■ What to work on ■
Select, from the material below, each line with "React" in it.

>>>>>

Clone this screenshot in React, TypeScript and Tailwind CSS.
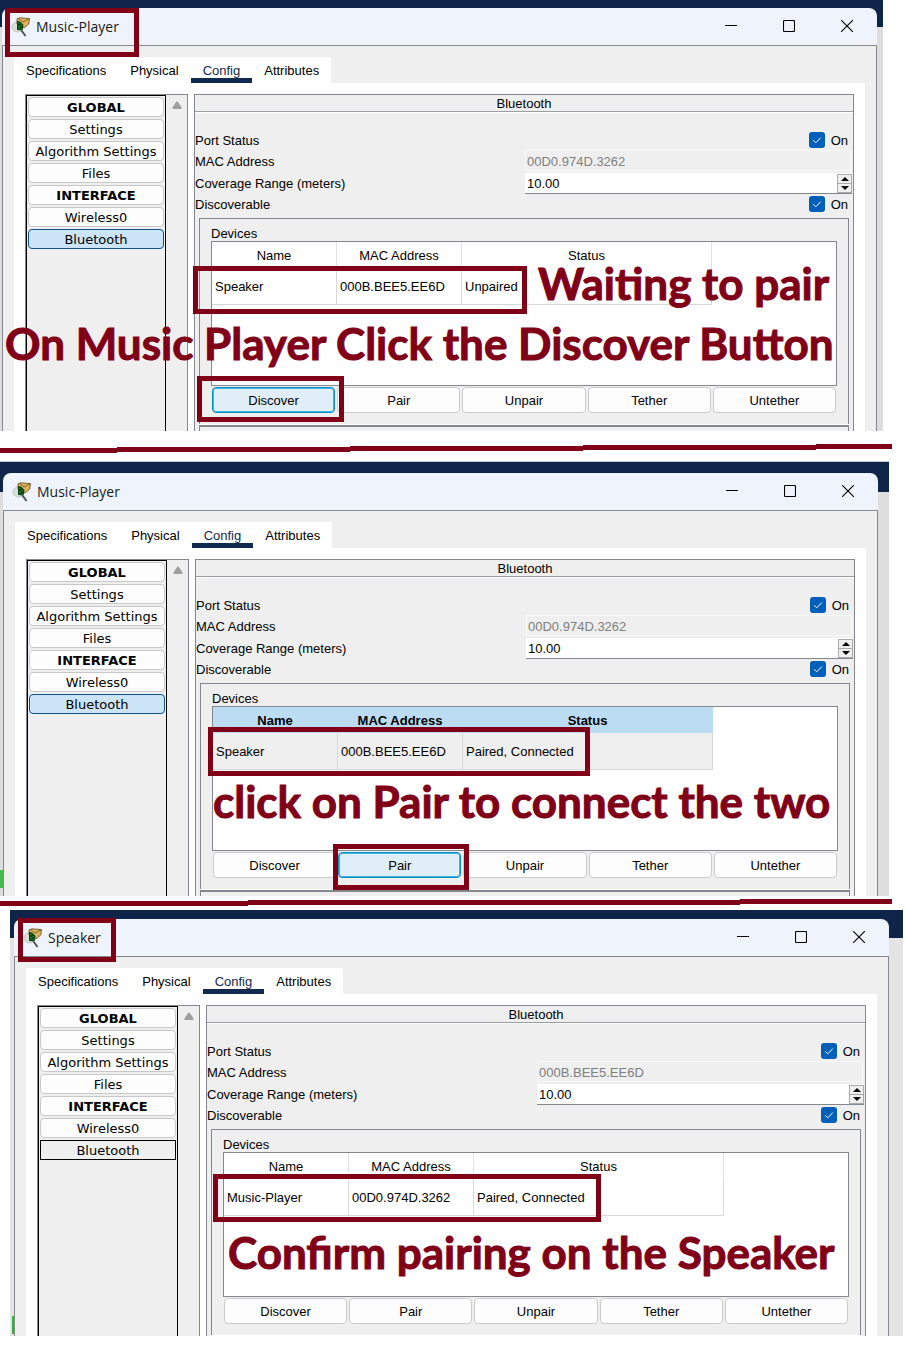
import React from "react";

type SelectedStyle = "filled" | "outlined";

interface Device {
  name: string;
  mac: string;
  status: string;
}

interface DeviceWindowProps {
  id: string;
  title: string;
  mac: string;
  device: Device;
  activeAction?: string;
  highlightRow?: boolean;
  selectedStyle?: SelectedStyle;
  continues?: boolean;
}

const tabs = ["Specifications", "Physical", "Config", "Attributes"];

const sidebar = [
  { label: "GLOBAL", heading: true },
  { label: "Settings" },
  { label: "Algorithm Settings" },
  { label: "Files" },
  { label: "INTERFACE", heading: true },
  { label: "Wireless0" },
  { label: "Bluetooth", selected: true },
];

const actions = ["Discover", "Pair", "Unpair", "Tether", "Untether"];

function AppIcon() {
  return (
    <svg viewBox="0 0 20 20" className="size-5" aria-hidden="true">
      <ellipse cx="7.5" cy="10" rx="5.5" ry="5" fill="#dcdedb" stroke="#b9bcb8" strokeWidth="0.8" />
      <path d="M7 1.8 L10 0.8 L19.5 1.6 L18.8 7 L14 11 L7 7z" fill="#dfb25c" stroke="#4b3a18" strokeWidth="0.7" />
      <path d="M8.5 1.6 L13 5 L19.2 1.8" fill="none" stroke="#6b5222" strokeWidth="0.8" />
      <path d="M7 4 L10 4.5 L13.5 8 L12.5 13.5 L7 13z" fill="#0b4310" />
      <path d="M8 6 l1.5 .5 M10.5 8.5 l1.5 .5 M8 9.5 l2 .5 M10.5 11.5 l1 .3 M8 11.8 l1.2 .2" stroke="#2c9a33" strokeWidth="1" />
      <path d="M11.5 13.5 L15.5 19" stroke="#4a4d50" strokeWidth="1.8" />
    </svg>
  );
}

function OnToggle({ id, label }: { id: string; label: string }) {
  return (
    <label htmlFor={id} className="flex items-center justify-end gap-1.5 pr-[5px]">
      <span className="grid size-4 place-items-center">
        <input
          id={id}
          type="checkbox"
          defaultChecked
          aria-label={label}
          className="col-start-1 row-start-1 size-4 appearance-none rounded-[3px] bg-[#005fb8]"
        />
        <svg viewBox="0 0 16 16" className="pointer-events-none col-start-1 row-start-1 size-4" aria-hidden="true">
          <path d="M4.2 8.3 L6.8 10.8 L11.8 5.6" fill="none" stroke="#fff" strokeWidth="1" />
        </svg>
      </span>
      <span className="pt-0.5">On</span>
    </label>
  );
}

function TitleBar({ title }: { title: string }) {
  return (
    <header className="flex h-[37px] items-center justify-between rounded-t-lg bg-[#eff3fb] pr-6 pl-2">
      <h2 className="flex items-center gap-1.5 font-['Open_Sans','Noto_Sans',sans-serif] text-sm text-[#1a1a1a]">
        <AppIcon />
        {title}
      </h2>
      <div className="flex items-center gap-[46px] pb-0.5 text-black">
        <button type="button" aria-label="Minimize" className="block">
          <svg viewBox="0 0 12 12" className="size-3"><path d="M0 5.5H12" stroke="currentColor" /></svg>
        </button>
        <button type="button" aria-label="Maximize" className="block">
          <svg viewBox="0 0 12 12" className="size-3">
            <rect x="0.5" y="0.5" width="11" height="11" rx="1" fill="none" stroke="currentColor" strokeWidth="1.1" />
          </svg>
        </button>
        <button type="button" aria-label="Close" className="block">
          <svg viewBox="0 0 12 12" className="size-3"><path d="M0 0L12 12M12 0L0 12" stroke="currentColor" strokeWidth="1.1" /></svg>
        </button>
      </div>
    </header>
  );
}

function Sidebar({ selectedStyle }: { selectedStyle: SelectedStyle }) {
  const selectedClass =
    selectedStyle === "filled"
      ? "rounded-[4px] border-[#10518f] bg-[#cce4f7]"
      : "border-black bg-[#efefef]";
  return (
    <nav className="flex w-[163px] shrink-0 border border-b-0 border-[#84888e] bg-[#efefef]">
      <ul className="flex w-[140px] flex-col gap-0.5 border border-b-0 border-black p-px font-['DejaVu_Sans',sans-serif] text-[13px]">
        {sidebar.map((item) => (
          <li key={item.label}>
            <button
              type="button"
              className={`flex h-5 w-full items-center justify-center border pt-0.5 whitespace-nowrap ${
                item.heading ? "font-bold" : ""
              } ${item.selected ? selectedClass : "rounded-[4px] border-[#c8c8c8] bg-[#fdfdfd]"}`}
            >
              {item.label}
            </button>
          </li>
        ))}
      </ul>
      <div className="flex flex-1 justify-center pt-1.5">
        <svg viewBox="0 0 10 8" className="h-2 w-2.5" aria-hidden="true">
          <path d="M4.2 0.8 Q5 0 5.8 0.8 L9.6 6.6 Q9.8 7.8 8.8 8 H1.2 Q0.2 7.8 0.4 6.6z" fill="#a0a0a0" />
        </svg>
      </div>
    </nav>
  );
}

function DeviceTable({ device, highlightRow }: { device: Device; highlightRow: boolean }) {
  return (
    <div className="min-h-[145px] border border-[#84888e] bg-white">
      <table className="w-[500px] table-fixed border-separate border-spacing-0">
        <colgroup>
          <col className="w-[125px]" />
          <col className="w-[125px]" />
          <col className="w-[250px]" />
        </colgroup>
        <thead>
          <tr className={highlightRow ? "bg-[#bbdcf2]" : "bg-white"}>
            {["Name", "MAC Address", "Status"].map((heading) => (
              <th
                key={heading}
                scope="col"
                className={`h-[26px] border-r px-0 pt-0.5 pb-0 text-center ${
                  highlightRow ? "border-[#bbdcf2] font-bold" : "border-[#e3e3e3] font-normal"
                }`}
              >
                {heading}
              </th>
            ))}
          </tr>
        </thead>
        <tbody>
          <tr className={highlightRow ? "bg-[#efefef]" : "bg-white"}>
            {[device.name, device.mac, device.status].map((value) => (
              <td key={value} className="h-[37px] border-r border-b border-[#d8d8d8] pt-0.5 pr-0 pb-0 pl-[3px]">
                {value}
              </td>
            ))}
          </tr>
        </tbody>
      </table>
    </div>
  );
}

function DeviceWindow({
  id,
  title,
  mac,
  device,
  activeAction,
  highlightRow = false,
  selectedStyle = "filled",
  continues = false,
}: DeviceWindowProps) {
  return (
    <section className="font-['Liberation_Sans',Arial,sans-serif] text-[13px] leading-4 text-black">
      <TitleBar title={title} />
      <div className="border border-b-0 border-[#84888e] bg-[#efefef] pt-[11px] pr-[11px] pl-[11px]">
        <div className="flex w-fit bg-white" role="tablist">
          {tabs.map((tab) => (
            <button
              key={tab}
              type="button"
              role="tab"
              aria-selected={tab === "Config"}
              className={`h-[26px] border-b-[5px] px-3 pt-1.5 ${
                tab === "Config" ? "border-[#102a50] text-[#102a50]" : "border-white"
              }`}
            >
              {tab}
            </button>
          ))}
        </div>
        <div className="flex gap-1.5 bg-white pt-[11px] pr-[11px] pl-[11px]">
          <Sidebar selectedStyle={selectedStyle} />
          <div className="min-w-0 flex-1 border border-b-0 border-[#84888e] bg-[#efefef]">
            <h3 className="h-[17px] border-b border-[#9a9da2] pt-px text-center">Bluetooth</h3>
            <div className="border-t border-white pt-[18px]">
              <div className="grid h-[18px] grid-cols-2 items-center">
                <span className="pt-0.5">Port Status</span>
                <OnToggle id={`${id}-port`} label="Port Status" />
              </div>
              <div className="grid h-[23px] grid-cols-2 items-center">
                <label htmlFor={`${id}-mac`} className="pt-0.5">MAC Address</label>
                <input
                  id={`${id}-mac`}
                  type="text"
                  disabled
                  defaultValue={mac}
                  className="mr-0.5 ml-px h-[21px] min-w-0 border border-[#f8f8f8] bg-[#efefef] px-px pt-0.5 text-[#808080]"
                />
              </div>
              <div className="grid h-[22px] grid-cols-2 items-center">
                <label htmlFor={`${id}-range`} className="pt-0.5">Coverage Range (meters)</label>
                <div className="mr-px ml-px flex h-[21px] border-b border-[#84888e] bg-white">
                  <input
                    id={`${id}-range`}
                    type="text"
                    defaultValue="10.00"
                    className="min-w-0 flex-1 bg-white px-0.5 pt-0.5"
                  />
                  <div className="mt-px flex h-[19px] w-[15px] flex-col border border-[#aaaaaa] bg-[#efefef]">
                    <button
                      type="button"
                      aria-label="Increase range"
                      className="flex flex-1 items-center justify-center border-b border-[#aaaaaa]"
                    >
                      <svg viewBox="0 0 8 4" className="h-1 w-2"><path d="M4 0L8 4H0z" /></svg>
                    </button>
                    <button type="button" aria-label="Decrease range" className="flex flex-1 items-center justify-center">
                      <svg viewBox="0 0 8 4" className="h-1 w-2"><path d="M4 4L8 0H0z" /></svg>
                    </button>
                  </div>
                </div>
              </div>
              <div className="grid h-5 grid-cols-2 items-center">
                <span className="pt-0.5">Discoverable</span>
                <OnToggle id={`${id}-discoverable`} label="Discoverable" />
              </div>
              <div className="mx-1 mt-1 border border-b-0 border-[#84888e] px-[11px] pt-[7px] pb-[11px]">
                <h4 className="h-[15px]">Devices</h4>
                <DeviceTable device={device} highlightRow={highlightRow} />
                <div className="mx-px mt-px grid grid-cols-5 gap-0.5">
                  {actions.map((action) => (
                    <button
                      key={action}
                      type="button"
                      className={`h-[26px] rounded-[4px] border pt-0.5 ${
                        action === activeAction
                          ? "border-[#0091c8] bg-[#e0eef9] ring-1 ring-[#48b4dc] ring-inset"
                          : "border-[#cbcbcb] bg-[#fdfdfd]"
                      }`}
                    >
                      {action}
                    </button>
                  ))}
                </div>
              </div>
              <div className="mx-1 border-t border-white">
                {continues && <div className="h-1.5 border border-t-2 border-b-0 border-[#84888e]" />}
              </div>
            </div>
          </div>
        </div>
      </div>
    </section>
  );
}

function Marker({ className }: { className: string }) {
  return <div className={`pointer-events-none absolute border-5 border-[#800018] ${className}`} />;
}

function Note({ className, children }: { className: string; children: React.ReactNode }) {
  return (
    <p
      className={`pointer-events-none absolute font-['Lato','Open_Sans',sans-serif] text-[44px] leading-10 font-bold whitespace-nowrap text-[#800018] [-webkit-text-stroke:1px_#800018] ${className}`}
    >
      {children}
    </p>
  );
}

function Divider({ d }: { d: string }) {
  return (
    <svg viewBox="0 0 892 14" className="block h-3.5 w-[892px]" aria-hidden="true">
      <path d={d} fill="none" stroke="#800018" strokeWidth="5" />
    </svg>
  );
}

export default function App() {
  return (
    <main className="bg-white pb-2.5">
      <div className="relative mr-[23px] bg-[linear-gradient(#0e2448_27px,#dedede_27px)] pt-2 pr-1.5 pl-0.5">
        <DeviceWindow
          id="player-discover"
          title="Music-Player"
          mac="00D0.974D.3262"
          device={{ name: "Speaker", mac: "000B.BEE5.EE6D", status: "Unpaired" }}
          activeAction="Discover"
          continues
        />
        <Marker className="top-2 left-[5px] h-[49px] w-[134px]" />
        <Marker className="top-[266px] left-[193px] h-12 w-[334px]" />
        <Marker className="top-[376px] left-[197px] h-[46px] w-[147px]" />
        <Note className="top-[263px] left-[538px]">Waiting to pair</Note>
        <Note className="top-[323px] left-[5px]">On Music Player Click the Discover Button</Note>
      </div>

      <div className="pt-[11px] pb-[5px]">
        <Divider d="M0 8.5H117M117 7.5H350M350 6.5H583M583 5.5H816M816 4.5H892" />
      </div>

      <div className="relative mr-[17px] border-t border-[#c4c7cc] bg-[linear-gradient(#0e2448_30px,#dedede_30px)] pt-[11px] pr-[11px] pl-[3px]">
        <DeviceWindow
          id="player-pair"
          title="Music-Player"
          mac="00D0.974D.3262"
          device={{ name: "Speaker", mac: "000B.BEE5.EE6D", status: "Paired, Connected" }}
          activeAction="Pair"
          highlightRow
          continues
        />
        <div className="absolute top-[408px] left-0 h-[18px] w-[3px] bg-[#44bb4c]" />
        <Marker className="top-[265px] left-[208px] h-[49px] w-[382px]" />
        <Marker className="top-[382px] left-[333px] h-[46px] w-[136px]" />
        <Note className="top-[319px] left-[213px]">click on Pair to connect the two</Note>
      </div>

      <Divider d="M0 7.5H248M248 6.5H740M740 5.5H892" />

      <div className="relative mr-[3px] ml-2.5 bg-[linear-gradient(#0e2448_28px,#e4e4e4_28px)] pt-[9px] pr-3.5 pl-1">
        <DeviceWindow
          id="speaker"
          title="Speaker"
          mac="000B.BEE5.EE6D"
          device={{ name: "Music-Player", mac: "00D0.974D.3262", status: "Paired, Connected" }}
          selectedStyle="outlined"
        />
        <div className="absolute top-[406px] left-0.5 h-[18px] w-0.5 bg-[#2fb43a]" />
        <Marker className="top-2 left-2 h-11 w-[98px]" />
        <Marker className="top-[264px] left-[203px] h-12 w-[388px]" />
        <Note className="top-[322px] left-[218px]">Confirm pairing on the Speaker</Note>
      </div>
    </main>
  );
}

<<<<<

■ Response for this exercise ■
Clone this screenshot in React, TypeScript and Tailwind CSS.
import React from "react";
function Note({ className, children }: { className: string; children: React.ReactNode }) {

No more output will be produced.